Still, the rate of return to Inpres-stimulated schooling — wage gains per additional unit of schooling — is quite unclear.
One’s judgment about whether basic education in developing countries is a good thing should not hinge solely on the answers emerging from this study, nor even on the questions it asks. It could be that Inpres schools indeed made a large difference in Indonesia, but that the “natural experiment” was just not strong enough for the signal to shine through the noise. Or — more likely — the problem is that, as Lant Pritchett puts it, schooling ain’t learning. Maybe the Inpres schooling campaign was better at getting kids behind desks than knowledge into their heads. If billions of kids are passing through school and not learning much, there is huge room for improvement.
Moreover, higher pay is not the only reason to send kids to school. As I write, Duflo and coauthors are using randomly allocated scholarships in Ghana — an artificial rather than natural experiment — to research a wide array of potential consequences of secondary schooling, for girls as well as boys. Do the girls go on to have fewer unwanted pregnancies? Do fewer of their children die in the first year of life?

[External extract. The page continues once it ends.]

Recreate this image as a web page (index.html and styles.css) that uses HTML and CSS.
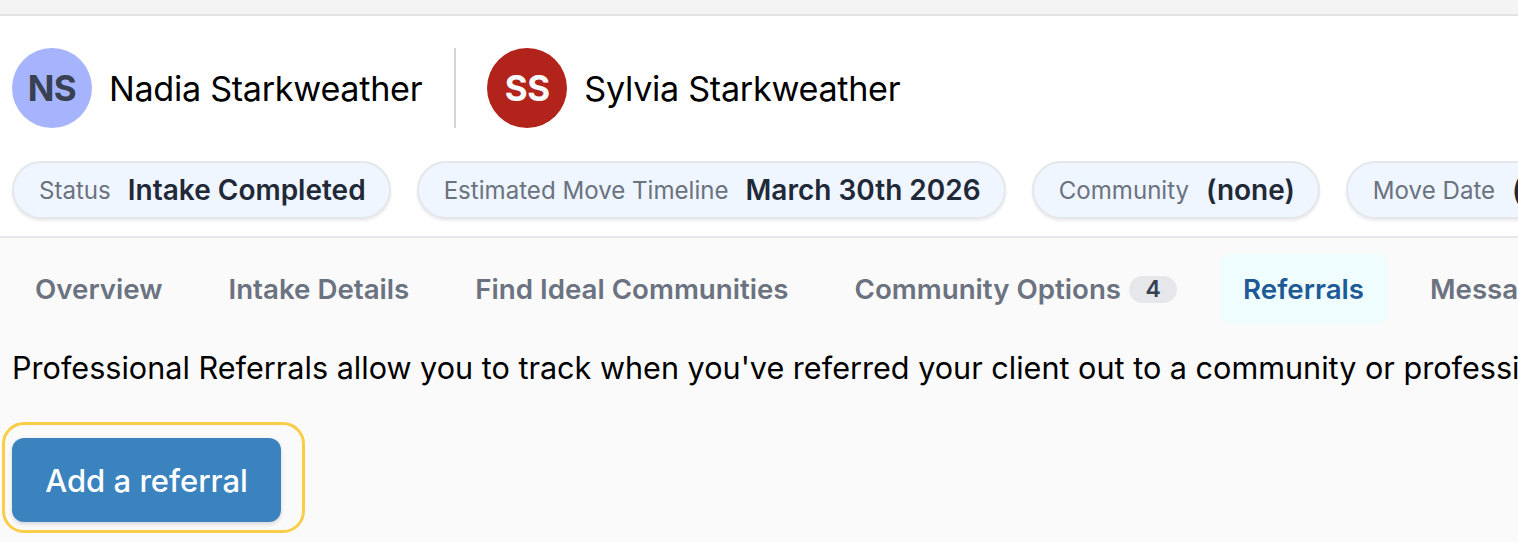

I am struck by how often the findings from studies of “natural experiments” fray under stress. An appreciation for that fact may explain why, soon after completing her dissertation, Esther Duflo became a champion of running actual experiments, such as the scholarship experiment in Ghana. Discarding some of what she learned in school would eventually pay high returns. It made Duflo the second woman to receive a Nobel prize in economics. And it drove her profession to produce more credible research.